House Republican leaders maintain that the state has experienced 15 mid-year budget deficits in the past nine years. They say that they want to spend less money on the front end, leaving money on the table to serve as a "cushion" if revenues again don't meet expectations.

"Everybody would like more money than they were given last year; the fact is it doesn't exist," said House Appropriations Chair Cameron Henry, R-Metairie.

The special session is limited only to the state operational and construction budgets. Lawmakers cannot consider tax hikes or other ways to increase revenue.

"People in this state do not want to pay any more in taxes," said Rep. Steve Pylant, R-Winnsboro. "Maybe we need to give them the size of government they want."

During last week's negotiations, House leadership worked down to leaving about $100 million unspent in the coming year, while the Senate negotiators pushed for $50 million to come through the appropriations process but with an instruction for agency heads to not spend the money.

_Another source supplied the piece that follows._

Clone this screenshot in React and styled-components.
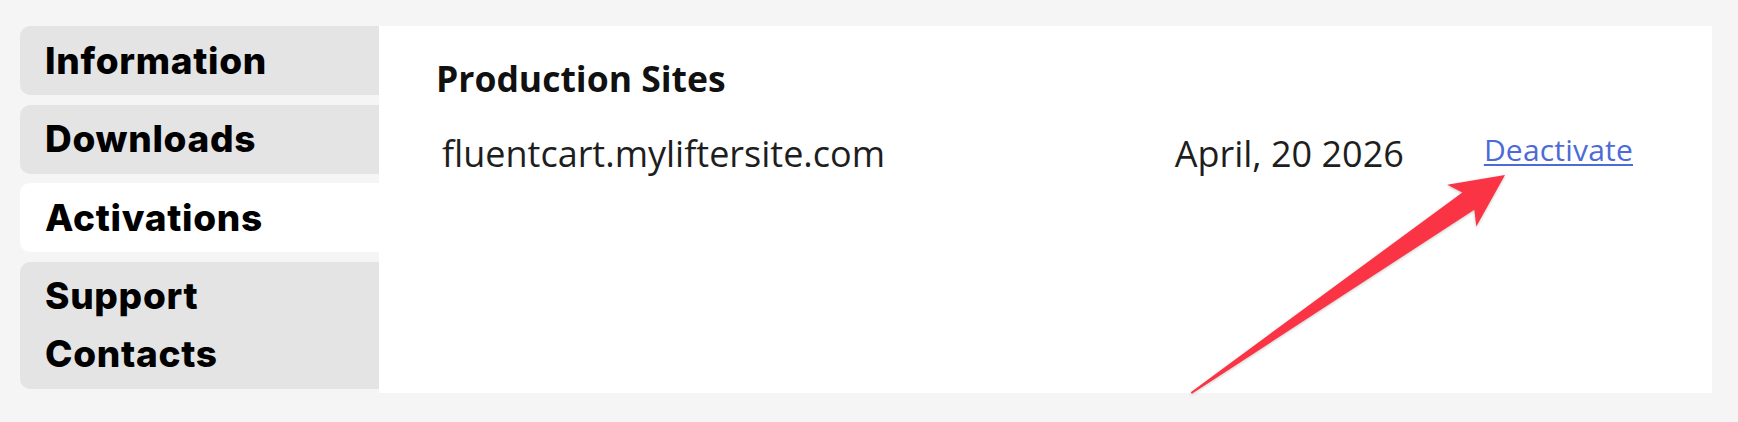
import React from 'react'
import styled, { createGlobalStyle } from 'styled-components'

const GlobalStyle = createGlobalStyle`
  html, body {
    margin: 0;
    padding: 0;
    background: #f5f5f5;
  }
  * {
    box-sizing: border-box;
  }
`

const Layout = styled.div`
  display: flex;
  min-height: 100vh;
  padding: 26px 26px 29px 20px;
`

const Sidebar = styled.nav`
  display: flex;
  flex-direction: column;
  gap: 9.5px;
  width: 359px;
  flex-shrink: 0;
`

const Tab = styled.a`
  display: block;
  padding: 5.5px 20px 5.5px 25px;
  border-radius: 10px 0 0 10px;
  background: ${props => (props.$active ? '#ffffff' : '#e4e4e4')};
  color: #000;
  font-family: Inter, 'Liberation Sans', sans-serif;
  font-weight: 800;
  font-size: 37px;
  letter-spacing: 0.7px;
  line-height: 58px;
  text-decoration: none;
  cursor: pointer;
`

const Panel = styled.section`
  position: relative;
  flex: 1;
  background: #fff;
  padding: 28px 79px 0 57px;
  font-family: 'Open Sans', 'Noto Sans', sans-serif;
`

const Heading = styled.h2`
  margin: 0 0 26.5px 0;
  font-size: 35.5px;
  font-weight: 700;
  line-height: normal;
  color: #111;
`

const SiteRow = styled.div`
  display: grid;
  grid-template-columns: 1fr auto auto;
  column-gap: 80px;
  align-items: start;
  padding-left: 6px;
`

const Cell = styled.span`
  font-size: 36px;
  line-height: normal;
  color: #1e1e1e;
`

const DeactivateLink = styled.a`
  font-size: 30px;
  letter-spacing: 0.2px;
  line-height: normal;
  color: #4c6bd6;
  text-decoration: underline;
  text-decoration-thickness: 2px;
  text-underline-offset: 3px;
  cursor: pointer;
`

const Pointer = styled.svg`
  position: absolute;
  left: 0;
  top: 0;
  width: 100%;
  height: 100%;
  pointer-events: none;
  overflow: visible;
  filter: drop-shadow(0 1px 1.5px rgba(0, 0, 0, 0.22));
`

const tabs = ['Information', 'Downloads', 'Activations', 'Support Contacts']

const sites = [
  { domain: 'fluentcart.myliftersite.com', date: 'April, 20 2026' }
]

// tapered callout arrow, tip at the origin, pointing along +x
const ArrowMark = ({ x, y, angle }) => (
  <g transform={`translate(${x} ${y}) rotate(${angle})`}>
    <polygon
      points="0,0 -53,26 -45,11 -382,1 -382,-1 -45,-10 -53,-25"
      fill="#fa3445"
    />
  </g>
)

export default function App () {
  return (
    <>
      <GlobalStyle />
      <Layout>
        <Sidebar>
          {tabs.map(label => (
            <Tab key={label} $active={label === 'Activations'}>{label}</Tab>
          ))}
        </Sidebar>
        <Panel>
          <Heading>Production Sites</Heading>
          {sites.map(site => (
            <SiteRow key={site.domain}>
              <Cell>{site.domain}</Cell>
              <Cell>{site.date}</Cell>
              <DeactivateLink>Deactivate</DeactivateLink>
            </SiteRow>
          ))}
          <Pointer>
            <ArrowMark x={1126} y={149} angle={-34.8} />
          </Pointer>
        </Panel>
      </Layout>
    </>
  )
}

A separate House bill has been proposed by House Speaker Pro Tempore Walt Leger III that reflects the Senate version.

Another outstanding issue between the two chambers was again raised during the Appropriations hearing. The House wants to freeze some vacant positions in state government and target them for elimination to save money.

Commissioner of Administration Jay Dardenne said the state cannot control when there are openings in necessary jobs and that exceptions would be needed for that effort. "That's not the way that any business or government should be allowed to operate," he said.

The Administration has also called on legislators to be more direct about programs that they no longer want to fund.

"The agencies believe that everything they do is in statute," said Barry Dusse, director of the governor's Office of Planning and Budget.